**Stated task**
Write out the entire listing below exactly as it appears, minus any pictures.

**Data**
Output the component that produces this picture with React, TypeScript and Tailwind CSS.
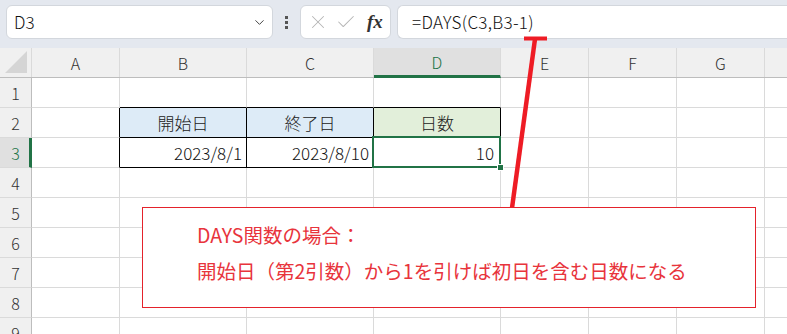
import { ChevronDown, X, Check } from "lucide-react";

const cols = [
  { key: "A", w: "w-[88px]" },
  { key: "B", w: "w-[127px]" },
  { key: "C", w: "w-[127px]" },
  { key: "D", w: "w-[127px]" },
  { key: "E", w: "w-[88px]" },
  { key: "F", w: "w-[88px]" },
  { key: "G", w: "w-[88px]" },
  { key: "H", w: "w-[88px]" },
];

const font = "font-['Noto_Sans_CJK_JP','Noto_Sans',sans-serif]";

const tableCols = ["B", "C", "D"];

type CellProps = { row: number; col: string };

function Cell({ row, col }: CellProps) {
  const w = cols.find((c) => c.key === col)!.w;
  const inTable = (row === 2 || row === 3) && tableCols.includes(col);
  // black edges for the table come from the cell itself (right/bottom) and its neighbours (left/top)
  const right = inTable || ((row === 2 || row === 3) && col === "A") ? "border-r-black" : "border-r-[#dadada]";
  const bottom = inTable || (row === 1 && tableCols.includes(col)) ? "border-b-black" : "border-b-[#dadada]";
  const base = `${w} h-[30px] shrink-0 border-r border-b ${right} ${bottom} flex items-center text-[17px] font-light text-[#111] relative`;

  if (row === 2) {
    const label: Record<string, string> = { B: "開始日", C: "終了日", D: "日数" };
    if (label[col])
      return (
        <div className={`${base} justify-center text-[#222] ${col === "D" ? "bg-[#e2efda]" : "bg-[#ddebf7]"}`}>
          {label[col]}
        </div>
      );
  }
  if (row === 3 && col === "B") return <div className={`${base} justify-end pr-[4px]`}>2023/8/1</div>;
  if (row === 3 && col === "C") return <div className={`${base} justify-end pr-[4px]`}>2023/8/10</div>;
  if (row === 3 && col === "D")
    return (
      <div className={`${base} justify-end pr-[6px] z-10`}>
        10
        <span className="absolute -left-[2px] -top-[2px] -right-[1px] -bottom-[1px] border-2 border-[#217346]" />
        <span className="absolute -right-[4px] -bottom-[4px] w-[7px] h-[7px] bg-[#217346] border border-white" />
      </div>
    );
  return <div className={base} />;
}

export default function App() {
  const rows = [1, 2, 3, 4, 5, 6, 7, 8, 9];
  return (
    <div className={`relative w-[787px] h-[334px] overflow-hidden bg-white ${font}`}>
      {/* formula bar */}
      <div className="h-[48px] bg-[#e4e8ef] flex items-start pt-[5px] pl-[6px]">
        <div className="w-[267px] h-[34px] bg-white border border-[#d3d7dd] rounded-[6px] flex items-center justify-between pl-[7px] pr-[5px]">
          <span className="text-[17px] font-light text-[#111]">D3</span>
          <ChevronDown size={15} strokeWidth={1.6} className="text-[#444]" />
        </div>
        <div className="w-[27px] h-[34px] flex flex-col items-center justify-center gap-[2px]">
          <span className="w-[3px] h-[3px] bg-[#555]" />
          <span className="w-[3px] h-[3px] bg-[#555]" />
          <span className="w-[3px] h-[3px] bg-[#555]" />
        </div>
        <div className="w-[91px] h-[34px] bg-white border border-[#d3d7dd] rounded-[6px] flex items-center pl-[6px] gap-[6px]">
          <X size={22} strokeWidth={1.1} className="text-[#b5b5b5]" />
          <Check size={22} strokeWidth={1.1} className="text-[#b5b5b5]" />
          <span className="ml-[4px] font-['Liberation_Serif',serif] italic font-bold text-[19px] text-[#333]">fx</span>
        </div>
        <div className="ml-[6px] flex-1 h-[34px] bg-white border border-[#d3d7dd] rounded-l-[6px] border-r-0 flex items-center pl-[14px]">
          <span className="text-[17px] font-light text-[#111] tracking-[0.3px]">=DAYS(C3,B3-1)</span>
        </div>
      </div>

      {/* column header */}
      <div className="flex h-[30px] bg-[#f0f0f0] border-b border-[#bdbdbd]">
        <div className="w-[32px] shrink-0 border-r border-[#dadada] relative">
          <div className="absolute right-[4px] bottom-[4px] w-0 h-0 border-l-[22px] border-l-transparent border-b-[22px] border-b-[#d5d5d5]" />
        </div>
        {cols.map((c) => (
          <div
            key={c.key}
            className={`${c.w} shrink-0 border-r border-[#dadada] flex items-center justify-center text-[16px] font-light ${
              c.key === "D" ? "bg-[#e0e0e0] text-[#217346] border-b-[3px] border-b-[#217346] -mb-px" : "text-[#333]"
            }`}
          >
            {c.key}
          </div>
        ))}
      </div>

      {/* rows */}
      {rows.map((r) => (
        <div key={r} className="flex h-[30px]">
          <div
            className={`w-[32px] shrink-0 h-[30px] border-b border-[#dadada] flex items-center justify-center text-[16px] font-light ${
              r === 3 ? "bg-[#e0e0e0] text-[#217346] border-r-[3px] border-r-[#217346]" : "bg-[#f0f0f0] text-[#333] border-r border-r-[#bdbdbd]"
            }`}
          >
            <span className={r === 3 ? "ml-[2px]" : ""}>{r}</span>
          </div>
          {cols.map((c) => (
            <Cell key={c.key} row={r} col={c.key} />
          ))}
        </div>
      ))}

      {/* callout arrow */}
      <svg className="absolute left-0 top-0 pointer-events-none z-20" width="787" height="334">
        <line x1="535" y1="39" x2="512" y2="208" stroke="#ee1c25" strokeWidth="4.5" />
        <line x1="524" y1="38.5" x2="547" y2="38.5" stroke="#ee1c25" strokeWidth="4" />
      </svg>

      {/* callout box */}
      <div className="absolute left-[142px] top-[207px] w-[614px] h-[101px] bg-white border border-[#e4222b] z-30 pl-[54px] pt-[9px] text-[#e8343c] text-[19.5px] leading-[36px]">
        <div>DAYS関数の場合：</div>
        <div>開始日（第2引数）から1を引けば初日を含む日数になる</div>
      </div>
    </div>
  );
}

**Solution for this task**
Output the component that produces this picture with React, TypeScript and Tailwind CSS.
import { ChevronDown, X, Check } from "lucide-react";

const cols = [
  { key: "A", w: "w-[88px]" },
  { key: "B", w: "w-[127px]" },
  { key: "C", w: "w-[127px]" },
  { key: "D", w: "w-[127px]" },
  { key: "E", w: "w-[88px]" },
  { key: "F", w: "w-[88px]" },
  { key: "G", w: "w-[88px]" },
  { key: "H", w: "w-[88px]" },
];

const font = "font-['Noto_Sans_CJK_JP','Noto_Sans',sans-serif]";

const tableCols = ["B", "C", "D"];

type CellProps = { row: number; col: string };

function Cell({ row, col }: CellProps) {
  const w = cols.find((c) => c.key === col)!.w;
  const inTable = (row === 2 || row === 3) && tableCols.includes(col);
  // black edges for the table come from the cell itself (right/bottom) and its neighbours (left/top)
  const right = inTable || ((row === 2 || row === 3) && col === "A") ? "border-r-black" : "border-r-[#dadada]";
  const bottom = inTable || (row === 1 && tableCols.includes(col)) ? "border-b-black" : "border-b-[#dadada]";
  const base = `${w} h-[30px] shrink-0 border-r border-b ${right} ${bottom} flex items-center text-[17px] font-light text-[#111] relative`;

  if (row === 2) {
    const label: Record<string, string> = { B: "開始日", C: "終了日", D: "日数" };
    if (label[col])
      return (
        <div className={`${base} justify-center text-[#222] ${col === "D" ? "bg-[#e2efda]" : "bg-[#ddebf7]"}`}>
          {label[col]}
        </div>
      );
  }
  if (row === 3 && col === "B") return <div className={`${base} justify-end pr-[4px]`}>2023/8/1</div>;
  if (row === 3 && col === "C") return <div className={`${base} justify-end pr-[4px]`}>2023/8/10</div>;
  if (row === 3 && col === "D")
    return (
      <div className={`${base} justify-end pr-[6px] z-10`}>
        10
        <span className="absolute -left-[2px] -top-[2px] -right-[1px] -bottom-[1px] border-2 border-[#217346]" />
        <span className="absolute -right-[4px] -bottom-[4px] w-[7px] h-[7px] bg-[#217346] border border-white" />
      </div>
    );
  return <div className={base} />;
}

export default function App() {
  const rows = [1, 2, 3, 4, 5, 6, 7, 8, 9];
  return (
    <div className={`relative w-[787px] h-[334px] overflow-hidden bg-white ${font}`}>
      {/* formula bar */}
      <div className="h-[48px] bg-[#e4e8ef] flex items-start pt-[5px] pl-[6px]">
        <div className="w-[267px] h-[34px] bg-white border border-[#d3d7dd] rounded-[6px] flex items-center justify-between pl-[7px] pr-[5px]">
          <span className="text-[17px] font-light text-[#111]">D3</span>
          <ChevronDown size={15} strokeWidth={1.6} className="text-[#444]" />
        </div>
        <div className="w-[27px] h-[34px] flex flex-col items-center justify-center gap-[2px]">
          <span className="w-[3px] h-[3px] bg-[#555]" />
          <span className="w-[3px] h-[3px] bg-[#555]" />
          <span className="w-[3px] h-[3px] bg-[#555]" />
        </div>
        <div className="w-[91px] h-[34px] bg-white border border-[#d3d7dd] rounded-[6px] flex items-center pl-[6px] gap-[6px]">
          <X size={22} strokeWidth={1.1} className="text-[#b5b5b5]" />
          <Check size={22} strokeWidth={1.1} className="text-[#b5b5b5]" />
          <span className="ml-[4px] font-['Liberation_Serif',serif] italic font-bold text-[19px] text-[#333]">fx</span>
        </div>
        <div className="ml-[6px] flex-1 h-[34px] bg-white border border-[#d3d7dd] rounded-l-[6px] border-r-0 flex items-center pl-[14px]">
          <span className="text-[17px] font-light text-[#111] tracking-[0.3px]">=DAYS(C3,B3-1)</span>
        </div>
      </div>

      {/* column header */}
      <div className="flex h-[30px] bg-[#f0f0f0] border-b border-[#bdbdbd]">
        <div className="w-[32px] shrink-0 border-r border-[#dadada] relative">
          <div className="absolute right-[4px] bottom-[4px] w-0 h-0 border-l-[22px] border-l-transparent border-b-[22px] border-b-[#d5d5d5]" />
        </div>
        {cols.map((c) => (
          <div
            key={c.key}
            className={`${c.w} shrink-0 border-r border-[#dadada] flex items-center justify-center text-[16px] font-light ${
              c.key === "D" ? "bg-[#e0e0e0] text-[#217346] border-b-[3px] border-b-[#217346] -mb-px" : "text-[#333]"
            }`}
          >
            {c.key}
          </div>
        ))}
      </div>

      {/* rows */}
      {rows.map((r) => (
        <div key={r} className="flex h-[30px]">
          <div
            className={`w-[32px] shrink-0 h-[30px] border-b border-[#dadada] flex items-center justify-center text-[16px] font-light ${
              r === 3 ? "bg-[#e0e0e0] text-[#217346] border-r-[3px] border-r-[#217346]" : "bg-[#f0f0f0] text-[#333] border-r border-r-[#bdbdbd]"
            }`}
          >
            <span className={r === 3 ? "ml-[2px]" : ""}>{r}</span>
          </div>
          {cols.map((c) => (
            <Cell key={c.key} row={r} col={c.key} />
          ))}
        </div>
      ))}

      {/* callout arrow */}
      <svg className="absolute left-0 top-0 pointer-events-none z-20" width="787" height="334">
        <line x1="535" y1="39" x2="512" y2="208" stroke="#ee1c25" strokeWidth="4.5" />
        <line x1="524" y1="38.5" x2="547" y2="38.5" stroke="#ee1c25" strokeWidth="4" />
      </svg>

      {/* callout box */}
      <div className="absolute left-[142px] top-[207px] w-[614px] h-[101px] bg-white border border-[#e4222b] z-30 pl-[54px] pt-[9px] text-[#e8343c] text-[19.5px] leading-[36px]">
        <div>DAYS関数の場合：</div>
        <div>開始日（第2引数）から1を引けば初日を含む日数になる</div>
      </div>
    </div>
  );
}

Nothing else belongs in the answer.